- Problem details
Every line that includes the word "React" is to be listed.

__________________________________________________

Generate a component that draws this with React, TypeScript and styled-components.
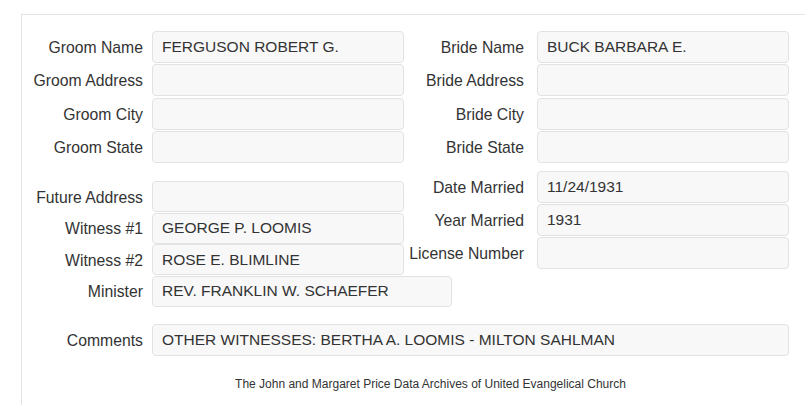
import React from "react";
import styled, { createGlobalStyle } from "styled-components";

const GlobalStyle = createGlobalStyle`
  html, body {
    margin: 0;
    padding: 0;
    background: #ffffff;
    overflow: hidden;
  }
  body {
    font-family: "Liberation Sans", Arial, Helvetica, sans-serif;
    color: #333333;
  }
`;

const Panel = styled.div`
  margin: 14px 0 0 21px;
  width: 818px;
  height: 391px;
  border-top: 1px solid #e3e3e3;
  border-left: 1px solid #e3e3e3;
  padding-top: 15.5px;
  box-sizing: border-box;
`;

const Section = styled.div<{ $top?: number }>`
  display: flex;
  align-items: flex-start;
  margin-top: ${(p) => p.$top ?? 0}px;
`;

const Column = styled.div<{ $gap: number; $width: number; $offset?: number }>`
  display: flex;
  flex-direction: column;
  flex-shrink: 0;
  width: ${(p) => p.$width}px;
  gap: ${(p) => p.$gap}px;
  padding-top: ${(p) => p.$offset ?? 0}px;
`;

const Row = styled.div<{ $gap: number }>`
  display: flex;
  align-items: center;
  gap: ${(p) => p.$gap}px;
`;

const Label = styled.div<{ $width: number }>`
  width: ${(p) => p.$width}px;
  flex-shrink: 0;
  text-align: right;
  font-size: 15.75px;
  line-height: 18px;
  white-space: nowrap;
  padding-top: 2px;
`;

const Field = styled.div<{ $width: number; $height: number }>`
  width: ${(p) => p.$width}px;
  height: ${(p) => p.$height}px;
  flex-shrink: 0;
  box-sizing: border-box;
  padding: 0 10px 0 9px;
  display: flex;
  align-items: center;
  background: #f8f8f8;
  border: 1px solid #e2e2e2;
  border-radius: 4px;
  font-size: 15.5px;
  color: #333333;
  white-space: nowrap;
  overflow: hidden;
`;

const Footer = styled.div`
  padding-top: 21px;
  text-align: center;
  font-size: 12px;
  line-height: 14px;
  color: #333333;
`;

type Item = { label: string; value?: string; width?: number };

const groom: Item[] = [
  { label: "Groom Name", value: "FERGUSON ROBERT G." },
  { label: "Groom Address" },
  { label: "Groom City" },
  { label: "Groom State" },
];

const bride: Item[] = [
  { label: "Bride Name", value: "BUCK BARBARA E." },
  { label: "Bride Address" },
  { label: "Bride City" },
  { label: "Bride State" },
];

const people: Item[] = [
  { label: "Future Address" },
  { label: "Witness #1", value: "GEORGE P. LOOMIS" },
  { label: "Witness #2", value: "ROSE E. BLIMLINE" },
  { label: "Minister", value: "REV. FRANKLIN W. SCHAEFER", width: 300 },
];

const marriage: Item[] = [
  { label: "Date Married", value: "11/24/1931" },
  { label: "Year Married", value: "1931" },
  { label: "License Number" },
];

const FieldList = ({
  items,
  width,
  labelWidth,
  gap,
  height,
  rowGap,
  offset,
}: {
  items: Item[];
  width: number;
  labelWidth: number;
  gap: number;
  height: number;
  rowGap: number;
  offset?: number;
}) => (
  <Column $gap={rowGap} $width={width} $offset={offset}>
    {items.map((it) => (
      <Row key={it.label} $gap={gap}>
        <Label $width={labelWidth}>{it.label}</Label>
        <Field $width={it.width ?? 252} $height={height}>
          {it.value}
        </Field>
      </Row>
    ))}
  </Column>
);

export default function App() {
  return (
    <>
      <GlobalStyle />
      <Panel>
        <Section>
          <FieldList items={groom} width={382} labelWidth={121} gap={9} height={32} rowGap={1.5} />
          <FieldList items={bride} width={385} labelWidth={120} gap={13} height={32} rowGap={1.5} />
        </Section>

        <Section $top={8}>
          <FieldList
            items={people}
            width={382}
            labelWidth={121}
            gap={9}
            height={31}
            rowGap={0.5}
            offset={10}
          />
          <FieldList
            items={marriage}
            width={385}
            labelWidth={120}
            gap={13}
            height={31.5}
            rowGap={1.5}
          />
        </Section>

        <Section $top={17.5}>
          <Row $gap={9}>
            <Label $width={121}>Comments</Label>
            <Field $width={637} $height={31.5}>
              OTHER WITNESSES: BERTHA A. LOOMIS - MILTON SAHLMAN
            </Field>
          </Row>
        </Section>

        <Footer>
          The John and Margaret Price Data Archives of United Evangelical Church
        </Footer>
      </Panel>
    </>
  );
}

__________________________________________________

- Reply to the task
Generate a component that draws this with React, TypeScript and styled-components.
import React from "react";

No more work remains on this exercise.